Many of the postcards in my collection have been posted and so are easy to date, even if the postmark is unreadable. But even more haven’t been posted and so, whilst the photograph can be very important in dating a card, the back of the card can be equally useful.
Relevant dates for UK postcards:
- 1870: Plain postcards began being issued by the Post Office. The address was written on one side of the card and the message on the other.
- 1870: Posting price set at ½d
- 1894: The Post Office allowed pictures on postcards on 1 September, so any picture postcard posted in the UK has to be after that date.
- 1895: A standardised size of 4¾ inches by 3½ inches. The address was written on one side of the card and a picture, with space for a message on the other.
- 1899: A larger standard size of 5½ inches by 3½ inches was adopted. The address was written on one side, with the picture and message on the other.
- 1902: Divided backs were introduced. This meant that the address would be written on the back right of the card and a message on the back left. The picture was now allowed to cover all of the front.

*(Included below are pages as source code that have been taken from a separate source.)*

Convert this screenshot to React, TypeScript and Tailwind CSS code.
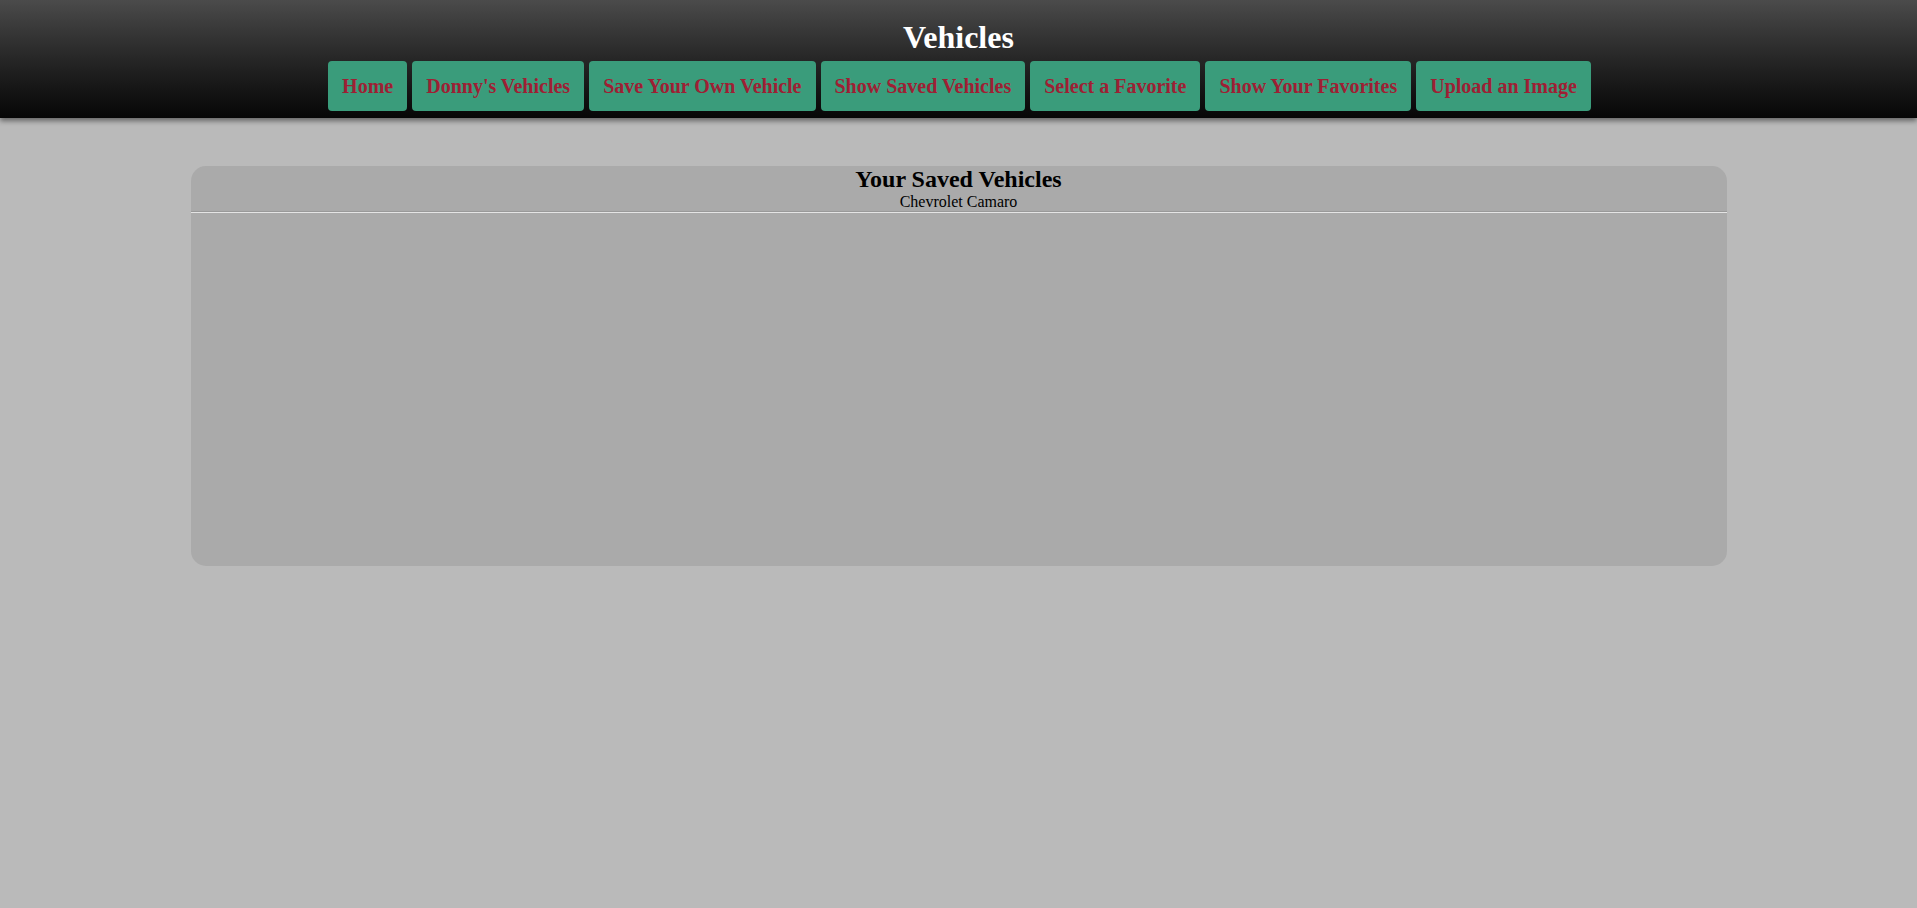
const links = [
  'Home',
  "Donny's Vehicles",
  'Save Your Own Vehicle',
  'Show Saved Vehicles',
  'Select a Favorite',
  'Show Your Favorites',
  'Upload an Image',
];

export default function App() {
  return (
    <div
      className="min-h-screen bg-[#bababa] text-black"
      style={{ fontFamily: '"Liberation Serif", "Times New Roman", serif' }}
    >
      {/* Header */}
      <header className="relative z-10 bg-gradient-to-b from-[#4b4b4b] to-[#070707] pt-[20px] pb-[7px] shadow-[0_3px_5px_rgba(0,0,0,0.45)]">
        <h1 className="text-center text-[32px] font-bold leading-[35px] text-white">
          Vehicles
        </h1>
        <nav className="mt-[6px] flex justify-center gap-[5px] pl-[2px]">
          {links.map((label) => (
            <a
              key={label}
              href="#"
              className="flex h-[50px] items-center rounded-[4px] bg-[#3a9c7b] px-[14px] text-[20px] font-bold text-[#9e1f34]"
            >
              {label}
            </a>
          ))}
        </nav>
      </header>

      {/* Saved vehicles card */}
      <main className="pt-[48px]">
        <section className="mx-auto h-[400px] w-[1536px] overflow-hidden rounded-[15px] bg-[#aaaaaa]">
          <h2 className="text-center text-[24px] font-bold leading-[26px]">
            Your Saved Vehicles
          </h2>
          <p className="text-center text-[16px] leading-[19px]">Chevrolet Camaro</p>
          <div className="border-t border-b border-t-[#999999] border-b-[#e4e4e4]" />
        </section>
      </main>
    </div>
  );
}
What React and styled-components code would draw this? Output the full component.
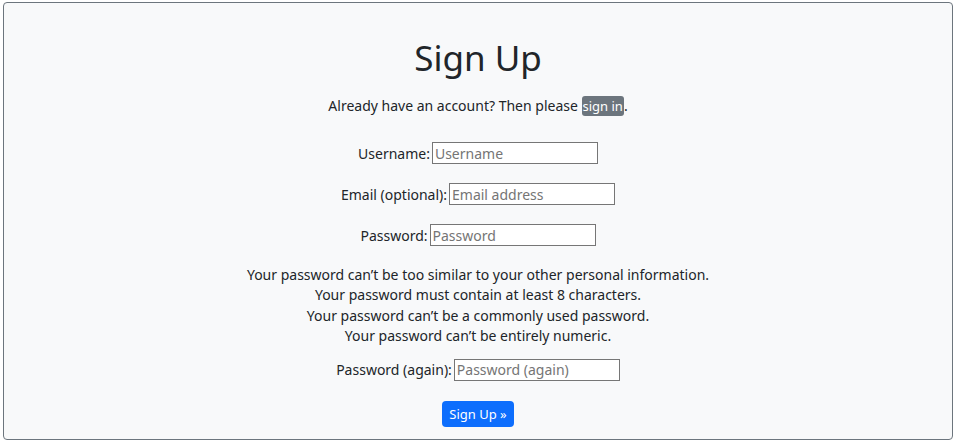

- 1918: Postal price within the UK increased to 1d on 3 June
- 1921: Postal price within the UK increased to 1½d on 13 January
- 1922: Postal price within the UK reduced back to 1d on 22 May following protests over the price increase
- 1926: New standard postcard sizes were introduced – 4 inches by 2&frac75; inches up to 5⅞ inches by 4⅛ inches.
Of course if the card has been posted you simply use the postmark to date the card, if the postmark is not readable, then you can try to date the stamp used.